Das Schöffengericht verhängte über die Angeklagte nach dem zweiten Strafsatz des § 148 StGB unter Anwendung des § 5 JGG und der §§ 28, 43a Abs 2 StGB eine Freiheitsstrafe in Dauer von vier Monaten und eine Geldstrafe von 120 Tagessätzen, im Uneinbringlichkeitsfall zu 60 Tagen Ersatzfreiheitsstrafe. Die Höhe des einzelnen Tagessatzes bestimmte das Gericht mit 4 Euro. Gemäß § 43 Abs 1 StGB wurde die verhängte Freiheitsstrafe unter Bestimmung einer Probezeit von drei Jahren bedingt nachgesehen.

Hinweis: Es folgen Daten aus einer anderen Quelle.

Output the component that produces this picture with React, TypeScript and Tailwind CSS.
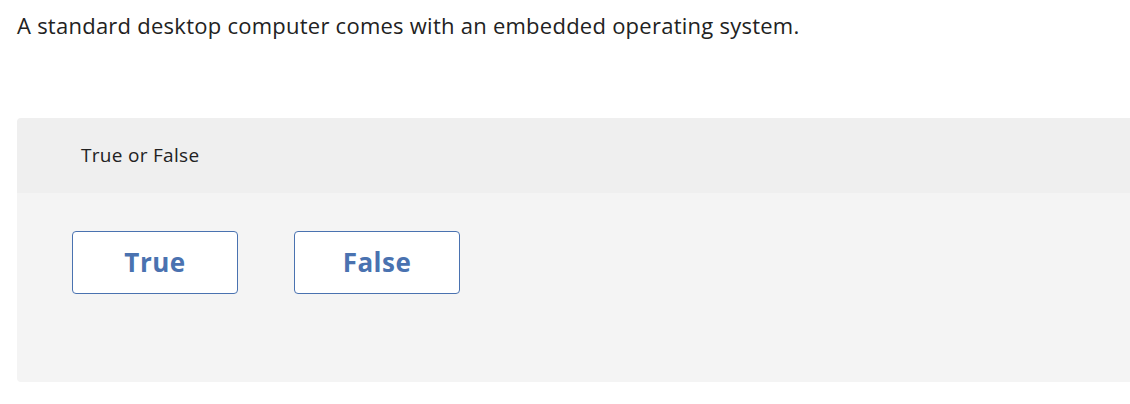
export default function App() {
  return (
    <main className="w-[1130px] h-[404px] overflow-hidden bg-white text-[#222] font-['Open_Sans',sans-serif]">
      <p className="pl-[17px] pt-[10px] text-[22px] leading-[30px] tracking-[0.25px]">
        A standard desktop computer comes with an embedded operating system.
      </p>
      <section className="ml-[17px] mt-[78px] w-[1130px] rounded-[4px] overflow-hidden">
        <div className="h-[75px] bg-[#efefef] flex items-center pl-[64px] text-[19px] tracking-[0.3px] text-[#222]">
          True or False
        </div>
        <div className="h-[189px] bg-[#f4f4f4] pt-[38px] pl-[55px] flex items-start gap-[56px]">
          {['True', 'False'].map((t) => (
            <button
              key={t}
              className="w-[166px] h-[63px] bg-white border border-[#4a72b0] rounded-[4px] text-[#4a72b0] text-[26px] tracking-[0.5px] font-bold"
            >
              {t}
            </button>
          ))}
        </div>
      </section>
    </main>
  )
}
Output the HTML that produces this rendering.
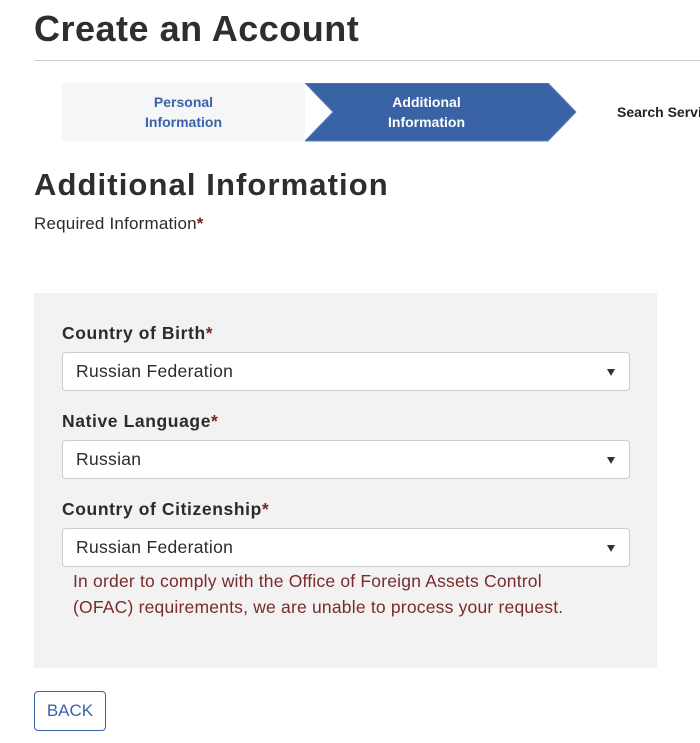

Gegen die Anwendung des § 43 Abs 2 StGB in Ansehung der Ramona K***** betreffenden Sanktion richtet sich die von der Staatsanwaltschaft aus Z 11 des § 281 Abs 1 StPO erhobene Nichtigkeitsbeschwerde; die Strafhöhe bekämpft sie mit Berufung.
Rechtliche Beurteilung
Wie die Rüge zutreffend ausführt und das Erstgericht in den Urteilsgründen ohnedies selbst einräumt (US 12), blieb bei der Bemessung der über die Angeklagte Ramona K***** verhängten Strafe außer Acht, dass eine Kombination von Freiheits und Geldstrafe bei teilbedingter Verurteilung nach § 43a Abs 2 StGB nur dann in Betracht kommt, wenn auf eine Freiheitsstrafe von mehr als sechs Monaten, aber nicht mehr als zwei Jahren zu erkennen wäre. Mit der verhängten Freiheitsstrafe von vier Monaten samt 60 Tagen Ersatzfreiheitsstrafe für den Fall der Uneinbringlichkeit der zusätzlich ausgesprochenen Geldstrafe von 120 Tagessätzen wird die Untergrenze dieses Sanktionsausmaßes nicht überschritten. Insoweit hat das Erstgericht seine Strafbefugnis missachtet (Z 11 erster Fall).
In Stattgebung der Nichtigkeitsbeschwerde der Staatsanwaltschaft war daher das angefochtene Urteil, das im Übrigen unberührt zu bleiben hatte, in dem Ramona K***** betreffenden Strafausspruch aufzuheben und die Sache an das Landesgericht Feldkirch zu verweisen.
Mit ihrer Berufung war die Staatsanwaltschaft auf die Kassation zu verweisen.
Die rechtsfehlerhaft im Urteilsspruch erfolgte Anordnung von Bewährungshilfe war in Zusammenhang mit der Kassation des Strafausspruchs aufzuheben. Diese wird gegebenenfalls durch das Erstgericht in Beschlussform neu vorzunehmen sein (vgl Schroll in WK² § 50 Rz 16).